### YOUR GOAL
Quote the whole listing word for word. Do not include the pictures.
******
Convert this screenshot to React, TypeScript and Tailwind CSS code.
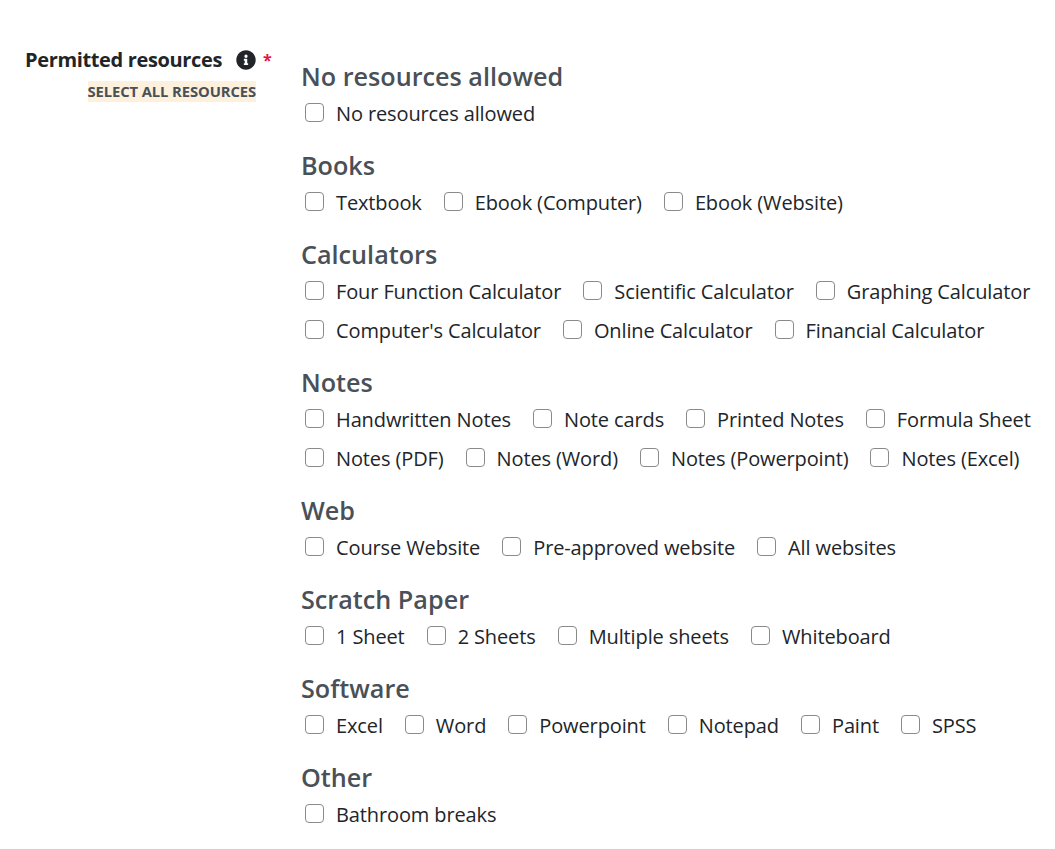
const groups: { title: string; rows: string[][] }[] = [
  { title: "No resources allowed", rows: [["No resources allowed"]] },
  { title: "Books", rows: [["Textbook", "Ebook (Computer)", "Ebook (Website)"]] },
  {
    title: "Calculators",
    rows: [
      ["Four Function Calculator", "Scientific Calculator", "Graphing Calculator"],
      ["Computer's Calculator", "Online Calculator", "Financial Calculator"],
    ],
  },
  {
    title: "Notes",
    rows: [
      ["Handwritten Notes", "Note cards", "Printed Notes", "Formula Sheet"],
      ["Notes (PDF)", "Notes (Word)", "Notes (Powerpoint)", "Notes (Excel)"],
    ],
  },
  { title: "Web", rows: [["Course Website", "Pre-approved website", "All websites"]] },
  { title: "Scratch Paper", rows: [["1 Sheet", "2 Sheets", "Multiple sheets", "Whiteboard"]] },
  { title: "Software", rows: [["Excel", "Word", "Powerpoint", "Notepad", "Paint", "SPSS"]] },
  { title: "Other", rows: [["Bathroom breaks"]] },
];

function Check({ label }: { label: string }) {
  return (
    <label className="flex items-center h-[39px] pl-[4px] mr-[18px] whitespace-nowrap">
      <span className="w-[19px] h-[19px] rounded-[4px] border border-[#8a8a8a] bg-white mr-[12px] mb-[2px]" />
      <span className="text-[20px] leading-[30px] tracking-[-0.12px] text-[#212529]">{label}</span>
    </label>
  );
}

export default function App() {
  return (
    <div className="flex w-[1055px] h-[849px] bg-white font-['Open_Sans','Noto_Sans',sans-serif]">
      <div className="w-[301px] shrink-0 pt-[45px] pl-[25px]">
        <div className="flex items-center h-[30px]">
          <span className="text-[20px] font-bold tracking-[-0.35px] text-[#212529]">Permitted resources</span>
          <svg className="ml-[14px] w-[20px] h-[20px] text-[#212529]" viewBox="0 0 512 512" fill="currentColor">
            <path d="M256 8C119 8 8 119 8 256s111 248 248 248 248-111 248-248S393 8 256 8zm0 110a42 42 0 1 1 0 84 42 42 0 0 1 0-84zm56 254c0 7-5 12-12 12h-88c-7 0-12-5-12-12v-24c0-7 5-12 12-12h12v-64h-12c-7 0-12-5-12-12v-24c0-7 5-12 12-12h64c7 0 12 5 12 12v100h12c7 0 12 5 12 12v24z" />
          </svg>
          <span className="ml-[7px] text-[16px] font-bold text-[#e3173e]">*</span>
        </div>
        <div className="flex justify-end pr-[45px] mt-[6px]">
          <span className="bg-[#fdf1dd] text-[14.8px] leading-[21px] font-bold tracking-[-0.1px] text-[#495057]">SELECT ALL RESOURCES</span>
        </div>
      </div>
      <div className="pt-[59px]">
        {groups.map((g) => (
          <div key={g.title} className="mb-[15px]">
            <h5 className="text-[25.2px] leading-[35px] font-semibold text-[#495057]">{g.title}</h5>
            {g.rows.map((r, i) => (
              <div key={i} className="flex">
                {r.map((l) => (
                  <Check key={l} label={l} />
                ))}
              </div>
            ))}
          </div>
        ))}
      </div>
    </div>
  );
}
******
### TASK ANSWER
Convert this screenshot to React, TypeScript and Tailwind CSS code.
const groups: { title: string; rows: string[][] }[] = [
  { title: "No resources allowed", rows: [["No resources allowed"]] },
  { title: "Books", rows: [["Textbook", "Ebook (Computer)", "Ebook (Website)"]] },
  {
    title: "Calculators",
    rows: [
      ["Four Function Calculator", "Scientific Calculator", "Graphing Calculator"],
      ["Computer's Calculator", "Online Calculator", "Financial Calculator"],
    ],
  },
  {
    title: "Notes",
    rows: [
      ["Handwritten Notes", "Note cards", "Printed Notes", "Formula Sheet"],
      ["Notes (PDF)", "Notes (Word)", "Notes (Powerpoint)", "Notes (Excel)"],
    ],
  },
  { title: "Web", rows: [["Course Website", "Pre-approved website", "All websites"]] },
  { title: "Scratch Paper", rows: [["1 Sheet", "2 Sheets", "Multiple sheets", "Whiteboard"]] },
  { title: "Software", rows: [["Excel", "Word", "Powerpoint", "Notepad", "Paint", "SPSS"]] },
  { title: "Other", rows: [["Bathroom breaks"]] },
];

function Check({ label }: { label: string }) {
  return (
    <label className="flex items-center h-[39px] pl-[4px] mr-[18px] whitespace-nowrap">
      <span className="w-[19px] h-[19px] rounded-[4px] border border-[#8a8a8a] bg-white mr-[12px] mb-[2px]" />
      <span className="text-[20px] leading-[30px] tracking-[-0.12px] text-[#212529]">{label}</span>
    </label>
  );
}

export default function App() {
  return (
    <div className="flex w-[1055px] h-[849px] bg-white font-['Open_Sans','Noto_Sans',sans-serif]">
      <div className="w-[301px] shrink-0 pt-[45px] pl-[25px]">
        <div className="flex items-center h-[30px]">
          <span className="text-[20px] font-bold tracking-[-0.35px] text-[#212529]">Permitted resources</span>
          <svg className="ml-[14px] w-[20px] h-[20px] text-[#212529]" viewBox="0 0 512 512" fill="currentColor">
            <path d="M256 8C119 8 8 119 8 256s111 248 248 248 248-111 248-248S393 8 256 8zm0 110a42 42 0 1 1 0 84 42 42 0 0 1 0-84zm56 254c0 7-5 12-12 12h-88c-7 0-12-5-12-12v-24c0-7 5-12 12-12h12v-64h-12c-7 0-12-5-12-12v-24c0-7 5-12 12-12h64c7 0 12 5 12 12v100h12c7 0 12 5 12 12v24z" />
          </svg>
          <span className="ml-[7px] text-[16px] font-bold text-[#e3173e]">*</span>
        </div>
        <div className="flex justify-end pr-[45px] mt-[6px]">
          <span className="bg-[#fdf1dd] text-[14.8px] leading-[21px] font-bold tracking-[-0.1px] text-[#495057]">SELECT ALL RESOURCES</span>
        </div>
      </div>
      <div className="pt-[59px]">
        {groups.map((g) => (
          <div key={g.title} className="mb-[15px]">
            <h5 className="text-[25.2px] leading-[35px] font-semibold text-[#495057]">{g.title}</h5>
            {g.rows.map((r, i) => (
              <div key={i} className="flex">
                {r.map((l) => (
                  <Check key={l} label={l} />
                ))}
              </div>
            ))}
          </div>
        ))}
      </div>
    </div>
  );
}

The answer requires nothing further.